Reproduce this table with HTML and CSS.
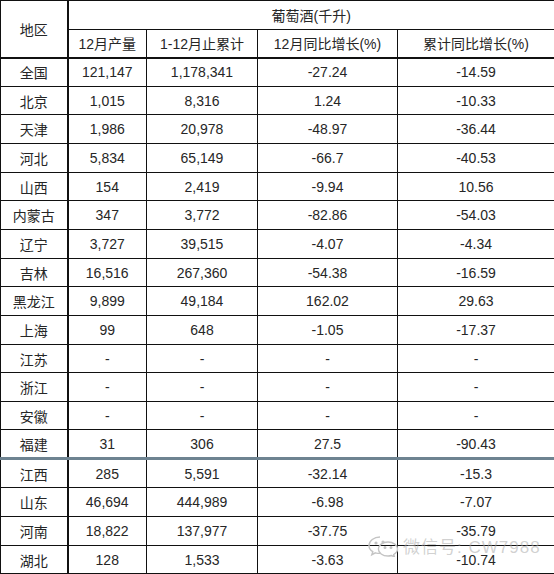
FILE: index.html
```html
<!DOCTYPE html>
<html lang="zh">
<head>
<meta charset="utf-8">
<link rel="stylesheet" href="styles.css">
</head>
<body>
<div class="page">
<table class="data">
<colgroup>
<col class="c1"><col class="c2"><col class="c3"><col class="c4"><col class="c5">
</colgroup>
<thead>
<tr class="h1"><th rowspan="2" class="region">地区</th><th colspan="4">葡萄酒(千升)</th></tr>
<tr class="h2"><th>12月产量</th><th>1-12月止累计</th><th>12月同比增长(%)</th><th>累计同比增长(%)</th></tr>
</thead>
<tbody>
<tr class="r29"><td class="region">全国</td><td>121,147</td><td>1,178,341</td><td>-27.24</td><td>-14.59</td></tr>
<tr class="r28"><td class="region">北京</td><td>1,015</td><td>8,316</td><td>1.24</td><td>-10.33</td></tr>
<tr class="r29"><td class="region">天津</td><td>1,986</td><td>20,978</td><td>-48.97</td><td>-36.44</td></tr>
<tr class="r29"><td class="region">河北</td><td>5,834</td><td>65,149</td><td>-66.7</td><td>-40.53</td></tr>
<tr class="r28"><td class="region">山西</td><td>154</td><td>2,419</td><td>-9.94</td><td>10.56</td></tr>
<tr class="r29"><td class="region">内蒙古</td><td>347</td><td>3,772</td><td>-82.86</td><td>-54.03</td></tr>
<tr class="r29"><td class="region">辽宁</td><td>3,727</td><td>39,515</td><td>-4.07</td><td>-4.34</td></tr>
<tr class="r28"><td class="region">吉林</td><td>16,516</td><td>267,360</td><td>-54.38</td><td>-16.59</td></tr>
<tr class="r29"><td class="region">黑龙江</td><td>9,899</td><td>49,184</td><td>162.02</td><td>29.63</td></tr>
<tr class="r29"><td class="region">上海</td><td>99</td><td>648</td><td>-1.05</td><td>-17.37</td></tr>
<tr class="r28"><td class="region">江苏</td><td>-</td><td>-</td><td>-</td><td>-</td></tr>
<tr class="r29"><td class="region">浙江</td><td>-</td><td>-</td><td>-</td><td>-</td></tr>
<tr class="r28"><td class="region">安徽</td><td>-</td><td>-</td><td>-</td><td>-</td></tr>
<tr class="r29 split"><td class="region">福建</td><td>31</td><td>306</td><td>27.5</td><td>-90.43</td></tr>
<tr class="r29"><td class="region">江西</td><td>285</td><td>5,591</td><td>-32.14</td><td>-15.3</td></tr>
<tr class="r29"><td class="region">山东</td><td>46,694</td><td>444,989</td><td>-6.98</td><td>-7.07</td></tr>
<tr class="r29"><td class="region">河南</td><td>18,822</td><td>137,977</td><td>-37.75</td><td>-35.79</td></tr>
<tr class="r28"><td class="region">湖北</td><td>128</td><td>1,533</td><td>-3.63</td><td>-10.74</td></tr>
</tbody>
</table>
<div class="watermark">
<svg class="wm-icon" width="34" height="22" viewBox="0 0 34 22" fill="none" stroke="#c4c4c4" stroke-width="1.4">
<path d="M13 2c-6 0-11 3.8-11 8.4 0 2.6 1.5 4.8 3.8 6.3l-1 3 3.6-1.9c1.4.4 2.9.6 4.6.6"/>
<path d="M21 7c-5.5 0-9.6 3.2-9.6 7 0 3.9 4.1 7 9.6 7 1.200 0 2.4-.2 3.5-.5l3 1.6-.8-2.600c2.3-1.300 3.8-3.300 3.8-5.500 0-3.800-4.100-7-9.500-7z"/>
<circle cx="9" cy="8" r="0.9" fill="#c4c4c4"/><circle cx="16" cy="7" r="0.9" fill="#c4c4c4"/>
<circle cx="18" cy="12.5" r="0.8" fill="#c4c4c4"/><circle cx="24" cy="12.5" r="0.8" fill="#c4c4c4"/>
</svg>
<span class="wm-text">微信号: CW7988</span>
</div>
</div>
</body>
</html>
```

FILE: styles.css
```css
html, body {
  margin: 0;
  padding: 0;
  background: #fff;
}
.page {
  position: relative;
  width: 554px;
  height: 574px;
  overflow: hidden;
}
.data {
  border-collapse: collapse;
  table-layout: fixed;
  width: 554px;
  font-family: "Liberation Sans", "Noto Sans CJK SC", sans-serif;
  font-size: 14px;
  color: #262626;
}
.c1 { width: 67px; }
.c2 { width: 79px; }
.c3 { width: 111px; }
.c4 { width: 140px; }
.c5 { width: 157px; }
.data th, .data td {
  border: 1px solid #111;
  padding: 0;
  text-align: center;
  vertical-align: middle;
  font-weight: normal;
  white-space: nowrap;
}
.data th.region, .data td.region {
  border-right: 2px solid #111;
}
.h1 { height: 29px; }
.h2 { height: 28px; }
.h2 th { border-bottom: 2px solid #111; }
.h1 th.region { border-bottom: 2px solid #111; }
.r29 { height: 29px; }
.r28 { height: 28px; }
.split td { border-bottom: 3px solid #6e8391; }
.watermark {
  position: absolute;
  left: 367px;
  top: 533px;
  display: flex;
  align-items: center;
  gap: 2px;
  pointer-events: none;
}
.wm-text {
  font-family: "Liberation Sans", "Noto Sans CJK SC", sans-serif;
  font-size: 17px;
  letter-spacing: 1px;
  color: rgba(170, 170, 170, 0.55);
}
```
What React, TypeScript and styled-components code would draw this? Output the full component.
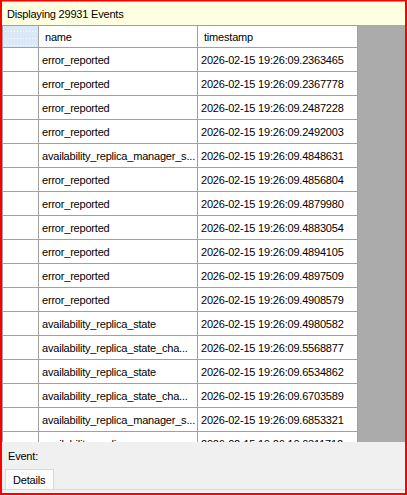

PROBLEM STATEMENT: Retype all entries exactly as they appear, dropping the images.

COMPLETE ANSWER:
Reproduce this table with HTML and CSS.
FILE: index.html
```html
<!DOCTYPE html>
<html lang="zh">
<head>
<meta charset="utf-8">
<link rel="stylesheet" href="styles.css">
</head>
<body>
<div class="page">
<table class="data">
<colgroup>
<col class="c1"><col class="c2"><col class="c3"><col class="c4"><col class="c5">
</colgroup>
<thead>
<tr class="h1"><th rowspan="2" class="region">地区</th><th colspan="4">葡萄酒(千升)</th></tr>
<tr class="h2"><th>12月产量</th><th>1-12月止累计</th><th>12月同比增长(%)</th><th>累计同比增长(%)</th></tr>
</thead>
<tbody>
<tr class="r29"><td class="region">全国</td><td>121,147</td><td>1,178,341</td><td>-27.24</td><td>-14.59</td></tr>
<tr class="r28"><td class="region">北京</td><td>1,015</td><td>8,316</td><td>1.24</td><td>-10.33</td></tr>
<tr class="r29"><td class="region">天津</td><td>1,986</td><td>20,978</td><td>-48.97</td><td>-36.44</td></tr>
<tr class="r29"><td class="region">河北</td><td>5,834</td><td>65,149</td><td>-66.7</td><td>-40.53</td></tr>
<tr class="r28"><td class="region">山西</td><td>154</td><td>2,419</td><td>-9.94</td><td>10.56</td></tr>
<tr class="r29"><td class="region">内蒙古</td><td>347</td><td>3,772</td><td>-82.86</td><td>-54.03</td></tr>
<tr class="r29"><td class="region">辽宁</td><td>3,727</td><td>39,515</td><td>-4.07</td><td>-4.34</td></tr>
<tr class="r28"><td class="region">吉林</td><td>16,516</td><td>267,360</td><td>-54.38</td><td>-16.59</td></tr>
<tr class="r29"><td class="region">黑龙江</td><td>9,899</td><td>49,184</td><td>162.02</td><td>29.63</td></tr>
<tr class="r29"><td class="region">上海</td><td>99</td><td>648</td><td>-1.05</td><td>-17.37</td></tr>
<tr class="r28"><td class="region">江苏</td><td>-</td><td>-</td><td>-</td><td>-</td></tr>
<tr class="r29"><td class="region">浙江</td><td>-</td><td>-</td><td>-</td><td>-</td></tr>
<tr class="r28"><td class="region">安徽</td><td>-</td><td>-</td><td>-</td><td>-</td></tr>
<tr class="r29 split"><td class="region">福建</td><td>31</td><td>306</td><td>27.5</td><td>-90.43</td></tr>
<tr class="r29"><td class="region">江西</td><td>285</td><td>5,591</td><td>-32.14</td><td>-15.3</td></tr>
<tr class="r29"><td class="region">山东</td><td>46,694</td><td>444,989</td><td>-6.98</td><td>-7.07</td></tr>
<tr class="r29"><td class="region">河南</td><td>18,822</td><td>137,977</td><td>-37.75</td><td>-35.79</td></tr>
<tr class="r28"><td class="region">湖北</td><td>128</td><td>1,533</td><td>-3.63</td><td>-10.74</td></tr>
</tbody>
</table>
<div class="watermark">
<svg class="wm-icon" width="34" height="22" viewBox="0 0 34 22" fill="none" stroke="#c4c4c4" stroke-width="1.4">
<path d="M13 2c-6 0-11 3.8-11 8.4 0 2.6 1.5 4.8 3.8 6.3l-1 3 3.6-1.9c1.4.4 2.9.6 4.6.6"/>
<path d="M21 7c-5.5 0-9.6 3.2-9.6 7 0 3.9 4.1 7 9.6 7 1.200 0 2.4-.2 3.5-.5l3 1.6-.8-2.600c2.3-1.300 3.8-3.300 3.8-5.500 0-3.800-4.100-7-9.500-7z"/>
<circle cx="9" cy="8" r="0.9" fill="#c4c4c4"/><circle cx="16" cy="7" r="0.9" fill="#c4c4c4"/>
<circle cx="18" cy="12.5" r="0.8" fill="#c4c4c4"/><circle cx="24" cy="12.5" r="0.8" fill="#c4c4c4"/>
</svg>
<span class="wm-text">微信号: CW7988</span>
</div>
</div>
</body>
</html>
```

FILE: styles.css
```css
html, body {
  margin: 0;
  padding: 0;
  background: #fff;
}
.page {
  position: relative;
  width: 554px;
  height: 574px;
  overflow: hidden;
}
.data {
  border-collapse: collapse;
  table-layout: fixed;
  width: 554px;
  font-family: "Liberation Sans", "Noto Sans CJK SC", sans-serif;
  font-size: 14px;
  color: #262626;
}
.c1 { width: 67px; }
.c2 { width: 79px; }
.c3 { width: 111px; }
.c4 { width: 140px; }
.c5 { width: 157px; }
.data th, .data td {
  border: 1px solid #111;
  padding: 0;
  text-align: center;
  vertical-align: middle;
  font-weight: normal;
  white-space: nowrap;
}
.data th.region, .data td.region {
  border-right: 2px solid #111;
}
.h1 { height: 29px; }
.h2 { height: 28px; }
.h2 th { border-bottom: 2px solid #111; }
.h1 th.region { border-bottom: 2px solid #111; }
.r29 { height: 29px; }
.r28 { height: 28px; }
.split td { border-bottom: 3px solid #6e8391; }
.watermark {
  position: absolute;
  left: 367px;
  top: 533px;
  display: flex;
  align-items: center;
  gap: 2px;
  pointer-events: none;
}
.wm-text {
  font-family: "Liberation Sans", "Noto Sans CJK SC", sans-serif;
  font-size: 17px;
  letter-spacing: 1px;
  color: rgba(170, 170, 170, 0.55);
}
```
What React, TypeScript and styled-components code would draw this? Output the full component.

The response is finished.